A student loan isn't a pet that should be kept around with loving affection. This young woman and hundreds and thousands like her are being smothered by student-loan debt. It's time for her to get free of that bondage.

I suggest that, starting in March, she take $100 of the $400 she was paying on the credit card every month and use it to accelerate paying down the student-loan debt. She should apply the extra money to the loan with the lowest balance, which is $553. Once that's paid off, she should use the $100 to pay down the loan with the next-lowest balance. The rest of the money ($300) would be split between rebuilding her emergency fund (to three months' worth of living expenses) and a separate savings that I call the Life Happens Fund, which is used for unplanned non-emergency expenses.

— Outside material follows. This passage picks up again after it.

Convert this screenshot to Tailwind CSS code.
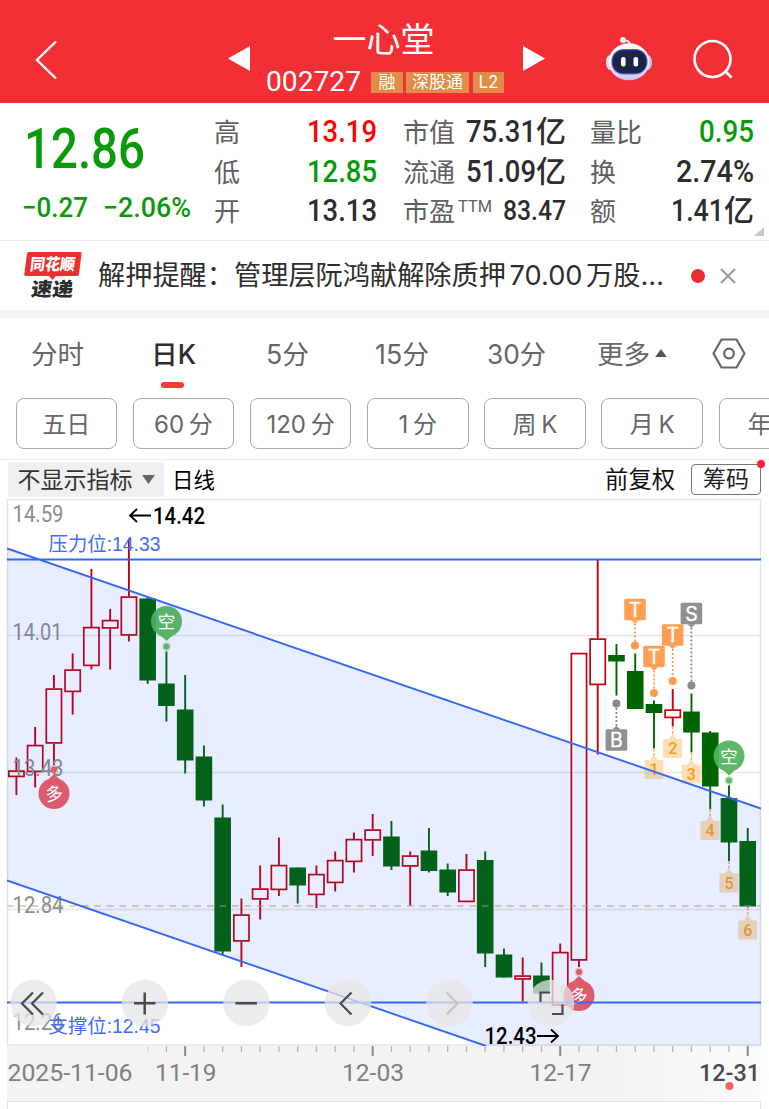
<!DOCTYPE html>
<html lang="zh-CN">
<head>
<meta charset="utf-8">
<title>一心堂 002727</title>
<script src="https://cdn.jsdelivr.net/npm/@tailwindcss/browser@4"></script>
</head>
<body class="w-[769px] h-[1109px] overflow-hidden bg-white font-['Inter','Noto_Sans_CJK_SC',sans-serif] text-[#333]">
<header class="flex items-center h-[103px] pl-[35px] bg-[#f12f35] text-white">
  <svg class="w-[22px] h-[40px] mt-[16px] shrink-0" viewBox="0 0 22 40" fill="none" stroke="#fff" stroke-width="2.4"><path d="M21 1.5 2 20 21 38.500"/></svg>
  <svg class="w-[22px] h-[25px] ml-[171px] mt-[14px] shrink-0" viewBox="0 0 22 25" fill="#fff"><path d="M22 0V25L0 12.500Z"/></svg>
  <div class="ml-[16px] w-[238px] h-full shrink-0 flex flex-col">
    <div class="h-[40px] mt-[20px] flex items-center justify-center text-[34px] leading-[40px]"><span class="block -mt-[1px] -ml-[3px]">一心堂</span></div>
    <div class="flex items-center h-[26px] mt-[9px] whitespace-nowrap">
      <span class="font-['Roboto'] text-[28px] leading-[26px]" data-w="95">002727</span>
      <span class="ml-[10px] w-[32px] h-[21px] bg-[#e28c47] text-[17px] leading-[20px] text-center">融</span>
      <span class="ml-[3px] w-[63px] h-[21px] bg-[#e28c47] text-[17px] leading-[20px] text-center">深股通</span>
      <span class="ml-[4px] w-[31px] h-[21px] bg-[#e28c47] text-[17px] leading-[20px] text-center">L2</span>
    </div>
  </div>
  <svg class="w-[22px] h-[25px] ml-[19px] mt-[14px] shrink-0" viewBox="0 0 22 25" fill="#fff"><path d="M0 0V25L22 12.500Z"/></svg>
  <svg class="w-[48px] h-[46px] ml-[60px] mt-[14px] shrink-0" viewBox="0 0 48 46">
    <defs>
      <linearGradient id="shell" x1="0" y1="0" x2="0" y2="1"><stop offset="0" stop-color="#fff"/><stop offset=".6" stop-color="#eeecf8"/><stop offset="1" stop-color="#c9c5ea"/></linearGradient>
      <linearGradient id="face" x1="0" y1="0" x2="1" y2="1"><stop offset="0" stop-color="#3b62c8"/><stop offset=".5" stop-color="#6f3fd8"/><stop offset="1" stop-color="#5a78f0"/></linearGradient>
    </defs>
    <path d="M19 5Q25 3.500 25 10" fill="none" stroke="#e9e5f3" stroke-width="2"/>
    <circle cx="18" cy="4" r="3" fill="#f3eff8"/>
    <ellipse cx="5" cy="26.500" rx="4" ry="7.500" fill="#dcdcf0"/><ellipse cx="43" cy="26.500" rx="4" ry="7.500" fill="#bfc4f0"/>
    <ellipse cx="24" cy="25.800" rx="20.500" ry="18.500" fill="url(#shell)"/>
    <rect x="6.500" y="13" width="36" height="25.500" rx="12" fill="url(#face)"/>
    <rect x="7.500" y="14.300" width="34" height="23" rx="11" fill="#1a2447"/>
    <rect x="16" y="21" width="4.600" height="9.500" rx="2" fill="#fff"/><rect x="28.500" y="21" width="4.600" height="9.500" rx="2" fill="#fff"/>
  </svg>
  <svg class="w-[42px] h-[42px] ml-[39px] mt-[17px] shrink-0" viewBox="0 0 42 42" fill="none" stroke="#fff" stroke-width="2.600"><circle cx="20.500" cy="20" r="18"/><path d="M33 32 39.500 38.500"/></svg>
</header>

<section class="relative flex h-[138px] border-b border-[#ececec] text-[26px] leading-[39.500px] whitespace-nowrap">
  <div class="w-[214px] pl-[22px] font-['Roboto'] text-[#0a9a0a]">
    <div class="h-[60px] mt-[16px] pl-[2px] text-[55px] leading-[60px] font-medium"><span data-w="121">12.86</span></div>
    <div class="flex mt-[13px] h-[32px] text-[28px] leading-[32px] font-medium">
      <span data-w="66">−0.27</span>
      <span class="ml-[15px]" data-w="88">−2.06%</span>
    </div>
  </div>
  <div class="w-[163px] pt-[9px] text-[#606060]">
    <div class="flex justify-between"><span class="pt-px -mb-px">高</span><span class="font-['Roboto'] font-medium text-[30.500px] text-[#ff0000]" data-w="70">13.19</span></div>
    <div class="flex justify-between"><span class="pt-px -mb-px">低</span><span class="font-['Roboto'] font-medium text-[30.500px] text-[#0a9a0a]" data-w="70">12.85</span></div>
    <div class="flex justify-between"><span class="pt-px -mb-px">开</span><span class="font-['Roboto'] font-medium text-[30.500px] text-[#2d2d2d]" data-w="70">13.13</span></div>
  </div>
  <div class="ml-[26px] w-[163px] pt-[9px] text-[#606060]">
    <div class="flex justify-between"><span class="pt-px -mb-px">市值</span><span class="flex text-[#2d2d2d]"><span class="font-['Roboto'] font-medium text-[30.500px]" data-w="70">75.31</span><span class="text-[30px] font-medium">亿</span></span></div>
    <div class="flex justify-between"><span class="pt-px -mb-px">流通</span><span class="flex text-[#2d2d2d]"><span class="font-['Roboto'] font-medium text-[30.500px]" data-w="70">51.09</span><span class="text-[30px] font-medium">亿</span></span></div>
    <div class="flex"><span class="pt-px -mb-px">市盈</span><span class="ml-[3px] -mt-[4px] font-['Roboto'] text-[17px]" data-w="34">TTM</span><span class="ml-auto font-['Roboto'] font-medium text-[27.500px] text-[#2d2d2d]" data-w="63">83.47</span></div>
  </div>
  <div class="ml-[24px] w-[164px] pt-[9px] text-[#606060]">
    <div class="flex justify-between"><span class="pt-px -mb-px">量比</span><span class="font-['Roboto'] font-medium text-[30.500px] text-[#0a9a0a]" data-w="55">0.95</span></div>
    <div class="flex justify-between"><span class="pt-px -mb-px">换</span><span class="font-['Roboto'] font-medium text-[30.500px] text-[#2d2d2d]" data-w="78">2.74%</span></div>
    <div class="flex justify-between"><span class="pt-px -mb-px">额</span><span class="flex text-[#2d2d2d]"><span class="font-['Roboto'] font-medium text-[30.500px]" data-w="53">1.41</span><span class="text-[30px] font-medium">亿</span></span></div>
  </div>
  <svg class="absolute left-[754px] top-[124px] w-[10px] h-[9px]" viewBox="0 0 10 9" fill="#c8c8c8"><path d="M10 0V9H0Z"/></svg>
</section>

<section class="flex items-center h-[69px] pl-[24px]">
  <svg class="w-[58px] h-[50px] shrink-0" viewBox="0 0 58 50">
    <path d="M5 1H56Q58 1 57.500 3L55 23Q54.800 25 53 25H32L28.500 29 25 25H2Q0 25 .3 23L3 3Q3.200 1 5 1Z" fill="#e8302f"/>
    <g transform="skewX(-7)" font-family="Noto Sans CJK SC" font-weight="900">
      <text x="8" y="19.500" font-size="16" textLength="45" lengthAdjust="spacingAndGlyphs" fill="#fff">同花顺</text>
      <text x="12" y="45.500" font-size="19" textLength="42" lengthAdjust="spacingAndGlyphs" fill="#2b2b2b">速递</text>
    </g>
  </svg>
  <div class="ml-[16px] w-[566px] flex text-[27px] leading-[40px] text-[#2d2d2d] [word-spacing:-4px]"><span data-w="566">解押提醒：管理层阮鸿献解除质押 70.00 万股…</span></div>
  <span class="ml-[27px] size-[14px] rounded-full bg-[#ea2e30]"></span>
  <svg class="ml-[15px] w-[16px] h-[16px]" viewBox="0 0 16 16" stroke="#999" stroke-width="2"><path d="M1 1 15 15M15 1 1 15"/></svg>
</section>
<div class="h-[8px] bg-[#f3f3f3]"></div>

<nav class="flex h-[80px] pt-[17px] pl-[31px] text-[26.500px] leading-[38px] text-[#666]">
  <span class="w-[120px]">分时</span>
  <span class="w-[115px] text-[#2d2d2d] font-medium flex flex-col items-start"><span data-w="45">日K</span><i class="block w-[23px] h-[6px] mt-[9px] ml-[10px] rounded-[3px] bg-[#fb3b33]"></i></span>
  <span class="w-[109px] flex"><span data-w="43">5分</span></span>
  <span class="w-[112px] flex"><span data-w="54">15分</span></span>
  <span class="w-[110px] flex"><span data-w="59">30分</span></span>
  <span class="flex w-[115px]">更多<svg class="ml-[5px] mt-[14px] w-[12px] h-[8px]" viewBox="0 0 13 9" fill="#555"><path d="M6.500 0 13 9H0Z"/></svg></span>
  <svg class="mt-[3px] w-[34px] h-[31px]" viewBox="0 0 34 31" fill="none" stroke="#666" stroke-width="2.200" stroke-linejoin="round"><path d="M9.500 1.500H24.500L32.500 15.500 24.500 29.500H9.500L1.500 15.500Z"/><circle cx="17" cy="15.500" r="4.800"/></svg>
</nav>
<div class="flex gap-[15.700px] h-[62px] pl-[15.500px] overflow-hidden text-[24px] leading-[51px] text-center text-[#666] border-b border-[#ececec] [word-spacing:-2px]">
  <span class="w-[101.500px] h-[51px] shrink-0 rounded-[8px] border border-[#aaa]">五日</span>
  <span class="w-[101.500px] h-[51px] shrink-0 rounded-[8px] border border-[#aaa]">60 分</span>
  <span class="w-[101.500px] h-[51px] shrink-0 rounded-[8px] border border-[#aaa]">120 分</span>
  <span class="w-[101.500px] h-[51px] shrink-0 rounded-[8px] border border-[#aaa]">1 分</span>
  <span class="w-[101.500px] h-[51px] shrink-0 rounded-[8px] border border-[#aaa]">周 K</span>
  <span class="w-[101.500px] h-[51px] shrink-0 rounded-[8px] border border-[#aaa]">月 K</span>
  <span class="w-[101.500px] h-[51px] shrink-0 rounded-[8px] border border-[#aaa] pl-[28px] text-left">年</span>
</div>

<div class="flex items-center h-[38px] pl-[7.500px] pr-[8px] text-[23px] leading-[36px]">
  <span class="flex items-center w-[156.500px] h-[35px] pl-[10px] rounded-[3px] bg-[#f0f0f0] text-[#333]"><span class="block h-[34px]">不显示指标</span><svg class="ml-[9px] w-[13px] h-[9px]" viewBox="0 0 13 9" fill="#666"><path d="M0 0H13L6.500 9Z"/></svg></span>
  <span class="ml-[8px] pt-[1px] text-[21.500px] text-black">日线</span>
  <span class="ml-auto pt-[1px] text-[23.300px] text-[#111]">前复权</span>
  <span class="relative ml-[16px] w-[70px] h-[31px] rounded-[4px] border-[1.500px] border-[#777] text-center text-[23px] leading-[29px] text-[#222]">筹码<i class="absolute right-[-5px] top-[-5px] size-[8px] rounded-full bg-[#ff2035]"></i></span>
</div>

<svg id="chart" class="block w-[769px] h-[611px]" viewBox="0 498 769 611" font-family="Roboto, 'Noto Sans CJK SC', sans-serif">
  <defs>
    <linearGradient id="axis" x1="0" y1="0" x2="1" y2="0"><stop offset="0" stop-color="#f3f3f3"/><stop offset=".8" stop-color="#f3f3f3"/><stop offset="1" stop-color="#fbfbfb"/></linearGradient>
    <clipPath id="plot"><rect x="7" y="499" width="754" height="547"/></clipPath>
  </defs>
  <rect x="7" y="1046" width="754" height="55" fill="url(#axis)"/>
  <path d="M7 1101.500H761M7.500 1101V1109M760.500 1101V1109" stroke="#e4e4e4" fill="none"/>
  <g stroke="#e6e6e8" stroke-width="1.300" fill="none"><path d="M7 499.500H761M7 635.500H761M7 772.500H761M7 909.500H761M7 1045H761"/><path d="M7.500 499V1045M760.500 499V1045" stroke-width="1.600"/></g>
  <path d="M7 906H761" stroke="#e3c9a0" stroke-width="1.500" stroke-dasharray="6.500 6"/>
  <g id="candles"></g>
  <path d="M7 906H761" stroke="#e3c9a0" stroke-width="1.500" stroke-dasharray="6.500 6" opacity=".45"/>
  <g fill="#8e8e8e" font-size="23">
    <text x="12.500" y="522" textLength="51" lengthAdjust="spacingAndGlyphs">14.59</text>
    <text x="12.500" y="639.500" textLength="50" lengthAdjust="spacingAndGlyphs">14.01</text>
    <text x="12.500" y="776" textLength="51" lengthAdjust="spacingAndGlyphs">13.43</text>
    <text x="12.500" y="913" textLength="51" lengthAdjust="spacingAndGlyphs">12.84</text>
    <text x="12.500" y="1030" textLength="51" lengthAdjust="spacingAndGlyphs">12.26</text>
  </g>
  <g id="marks"></g>
  <path d="M7 548.500 761 808.500V1046H486L7 880.500Z" fill="#194bff" fill-opacity=".1"/>
  <g id="pins"></g>
  <g fill="#000">
    <path d="M151 515.500H130M137 509 130 515.500 137 522" fill="none" stroke="#000" stroke-width="1.800"/>
    <text x="153" y="524" font-size="23" font-weight="500" textLength="52" lengthAdjust="spacingAndGlyphs">14.42</text>
    <text x="484.500" y="1043.500" font-size="23" font-weight="500" textLength="52" lengthAdjust="spacingAndGlyphs">12.43</text>
    <path d="M537 1036H558M551 1029.500 558 1036 551 1042.500" fill="none" stroke="#000" stroke-width="1.800"/>
  </g>
  <g stroke="#3468f5" stroke-width="1.900" fill="none" clip-path="url(#plot)"><path d="M7 559.500H761M7 1002.500H761M7 548.500 761 808.500M7 880.500 486 1046"/></g>
  <g fill="#3f6ef2" font-size="19.500" font-family="'Liberation Sans','Noto Sans CJK SC',sans-serif">
    <text x="48.500" y="551" textLength="112" lengthAdjust="spacingAndGlyphs">压力位:14.33</text>
    <text x="48.500" y="1033" textLength="112" lengthAdjust="spacingAndGlyphs">支撑位:12.45</text>
  </g>
  <g fill="#e6e6e6" fill-opacity=".75"><circle cx="33.500" cy="1003" r="23.300"/><circle cx="145" cy="1003" r="23.300"/><circle cx="246.500" cy="1003" r="23.300"/><circle cx="348" cy="1003" r="23.300"/><circle cx="449.500" cy="1003" r="23.300"/><circle cx="551" cy="1003" r="23.300"/></g>
  <g fill="none" stroke="#4a4a4a" stroke-width="2.200">
    <path d="M33 992.500 22 1003.500 33 1014.500M43 992.500 32 1003.500 43 1014.500"/>
    <path d="M134 1003.300H155.500M144.700 992.500V1014.500M235.500 1003.300H257" stroke-width="2.500"/>
    <path d="M351.500 992.500 340.500 1003.500 351.500 1014.500"/>
    <path d="M446.500 992.500 457.500 1003.500 446.500 1014.500" stroke="#c3c4c8"/>
    <path d="M540.500 1002V992.500H550M552 1014H562.500V1004.500"/>
  </g>
  <g id="ticks"></g>
  <g fill="#808080" font-size="23.500">
    <text x="7.500" y="1080.500" textLength="125" lengthAdjust="spacingAndGlyphs">2025-11-06</text>
    <text x="155" y="1080.500" textLength="61.500" lengthAdjust="spacingAndGlyphs">11-19</text>
    <text x="342" y="1080.500" textLength="62" lengthAdjust="spacingAndGlyphs">12-03</text>
    <text x="529.500" y="1080.500" textLength="62" lengthAdjust="spacingAndGlyphs">12-17</text>
    <text x="699" y="1080.500" textLength="61" lengthAdjust="spacingAndGlyphs" fill="#4a4a4a" font-weight="500">12-31</text>
  </g>
  <circle cx="729.500" cy="1086" r="4" fill="#f4605e"/>
</svg>

<script>
// Each row: colour, wick top, body top, body bottom, wick bottom (y coordinates)
const rows = [
 ['r',757.5,770.5,777,795],['r',727,745,772,787.5],['r',675,688.5,743.5,765],['r',653.5,669.5,692,714.5],['r',569,627,666,669.5],
 ['r',609,620,628.5,669.5],['r',538.5,596.5,635.5,641.5],['g',597,598.5,680.5,684],['g',651.5,683.5,706,721.5],['g',675,709.5,760.5,773.5],
 ['g',745.5,756.5,800.5,806.5],['g',804.5,817.5,951.5,955],['r',898.5,914.5,941.5,967],['r',865.5,888.5,899.5,919.5],['r',837.5,865,890,896],
 ['g',867.5,867.5,885.5,903.5],['r',865.5,874,895,908],['r',851.5,860,883,891.5],['r',832.5,839,862,872.5],['r',814,829.5,840.5,856],
 ['g',821,836.5,866.5,870],['r',851.5,855.5,866.5,905.5],['g',828,850.5,871,872.5],['g',863.5,869.5,892.5,896],['r',854,869.5,902,902],
 ['g',851.5,860,953.5,967],['g',948.5,954.5,977.5,977.5],['r',957.5,975.5,979.5,1001.5],['g',962.5,975.5,993.5,993.5],['r',943.5,952,1005.5,1005.5],
 ['r',653,653,960.5,967],['r',560,638.5,685,754.5],['g',644,655,661.5,695.5],['g',653.5,671,709,709],['g',700.5,704,713,748.5],
 ['r',689,709.5,718,726.5],['g',693.5,711.5,732.5,752.5],['g',731,732.5,786.5,809],['g',785.5,798,842.5,861],['g',828,841,906.5,907.5]];
const cx = i => 16.4 + i * 18.752;
let s = '';
rows.forEach(([c, hi, t, b, lo], i) => {
  const x = cx(i);
  if (c === 'r') s += `<path d="M${x} ${hi}V${t}M${x} ${b}V${lo}" stroke="#c4000c" stroke-width="1.9"/><rect x="${x-7.6}" y="${t+.6}" width="15.2" height="${b-t-1.2}" fill="none" stroke="#c4000c" stroke-width="1.7"/>`;
  else s += `<path d="M${x} ${hi}V${lo}" stroke="#006400" stroke-width="1.9"/><rect x="${x-8.3}" y="${t}" width="16.6" height="${b-t}" fill="#006400"/>`;
});
document.getElementById('candles').innerHTML = s;

let p = '';
const pin = (x, y, dotY, ch, col) => {
  const d = dotY > y ? 1 : -1;
  p += `<g opacity=".93"><circle cx="${x}" cy="${dotY}" r="4.5" fill="${col}" opacity=".3"/><circle cx="${x}" cy="${dotY}" r="3" fill="${col}"/><circle cx="${x}" cy="${y}" r="15.5" fill="${col}"/><path d="M${x-6} ${y+d*14}L${x} ${y+d*19.5}L${x+6} ${y+d*14}Z" fill="${col}"/></g><text x="${x}" y="${y+6.5}" text-anchor="middle" font-size="17.5" fill="#fff" font-family="Noto Sans CJK SC"${ch === '多' ? ` transform="rotate(-8 ${x} ${y})"` : ''}>${ch}</text>`;
};
pin(54, 793.5, 769.5, '多', '#dc5264'); pin(166.5, 621.5, 646.5, '空', '#4eb060');
pin(579, 995.5, 972, '多', '#dc5264'); pin(729, 756, 780.5, '空', '#50b45c');
document.getElementById('pins').innerHTML = p;

let m = '';
const flag = (x, y, dotY, ch, col) => {
  const d = dotY > y ? 1 : -1;
  m += `<path d="M${x} ${y+d*14}V${dotY}" stroke="${col}" stroke-width="1.8" stroke-dasharray="2 2"/><circle cx="${x}" cy="${dotY}" r="4" fill="${col}"/><rect x="${x-10.8}" y="${y-10.8}" width="21.6" height="21.6" rx="1.5" fill="${col}" fill-opacity=".95"/><path d="M${x-4} ${y+d*10.8}L${x} ${y+d*14}L${x+4} ${y+d*10.8}Z" fill="${col}"/><text x="${x}" y="${y+7}" text-anchor="middle" font-size="19.5" fill="#fff" stroke="#fff" stroke-width=".4" font-family="Inter">${ch}</text>`;
};
flag(635, 609.5, 645.5, 'T', '#ff9a4a'); flag(654, 656.5, 693, 'T', '#ff9a4a'); flag(672.7, 635, 681, 'T', '#ff9a4a');
flag(691.4, 613.5, 685.5, 'S', '#8a8a8a'); flag(616.4, 740, 703.5, 'B', '#8a8a8a');
[[654,769,748.5],[672.7,748,726.5],[691.4,773.5,752.5],[710,830,809],[729,882.5,861],[747.7,929.5,907.5]].forEach(([x, y, top], i) => {
  m += `<path d="M${x} ${top}V${y-12}" stroke="#f8b050" stroke-width="1.4" stroke-dasharray="3 1.5"/><path d="M${x-9.5} ${y-9}H${x-4}L${x} ${y-14}L${x+4} ${y-9}H${x+9.5}V${y+10}H${x-9.5}Z" fill="#fcd9a8" fill-opacity=".85"/><text x="${x}" y="${y+6}" text-anchor="middle" font-size="16" fill="#f59e1e" font-weight="500">${i+1}</text>`;
});
document.getElementById('marks').innerHTML = m;

let t = '';
for (let i = 7; i < 40; i++) {
  const major = (i - 9) % 10 === 0;
  t += `<path d="M${cx(i)} 1046V${major ? 1056 : 1052}" stroke="${major ? '#8a8a8a' : '#b4b4b4'}" stroke-width="${major ? 2 : 1.3}" opacity="${i === 7 ? .4 : 1}"/>`;
}
document.getElementById('ticks').innerHTML = t;

document.querySelectorAll('[data-w]').forEach(e => {
  const w = e.dataset.w;
  e.innerHTML = `<svg class="inline align-baseline overflow-visible max-w-none h-[1px]" width="${w}" height="1"><text x="0" y="1" fill="currentColor" textLength="${w}" lengthAdjust="spacingAndGlyphs">${e.textContent}</text></svg>`;
});
</script>
</body>
</html>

She'll still divert money from her retirement savings to get out of debt. At the beginning of this challenge, I recommended that Schleicher stop making the $100 monthly payments to her retirement fund so she could pay off her debts. I wouldn't have suggested stopping all retirement contributions, however. Schleicher's employer contributes the equivalent of 10 percent of her salary to a retirement plan even if she does not contribute. That's an amazing benefit. It means she can afford to divert her own contributions for a short period to get rid of the student loans.

Final thoughts about her performance in the challenge: When Schleicher started this challenge, she wanted to do better with the money she made, something her late mother had urged her to do.

"I think I've certainly learned a lot, but this is just my first step," Schleicher said. "It's not as if something magical happened and I'm suddenly solvent. I had good intentions, but life got in the way. Although it's been a bit tough at times, I am so glad that I made the decision to put it all out there and ask for help."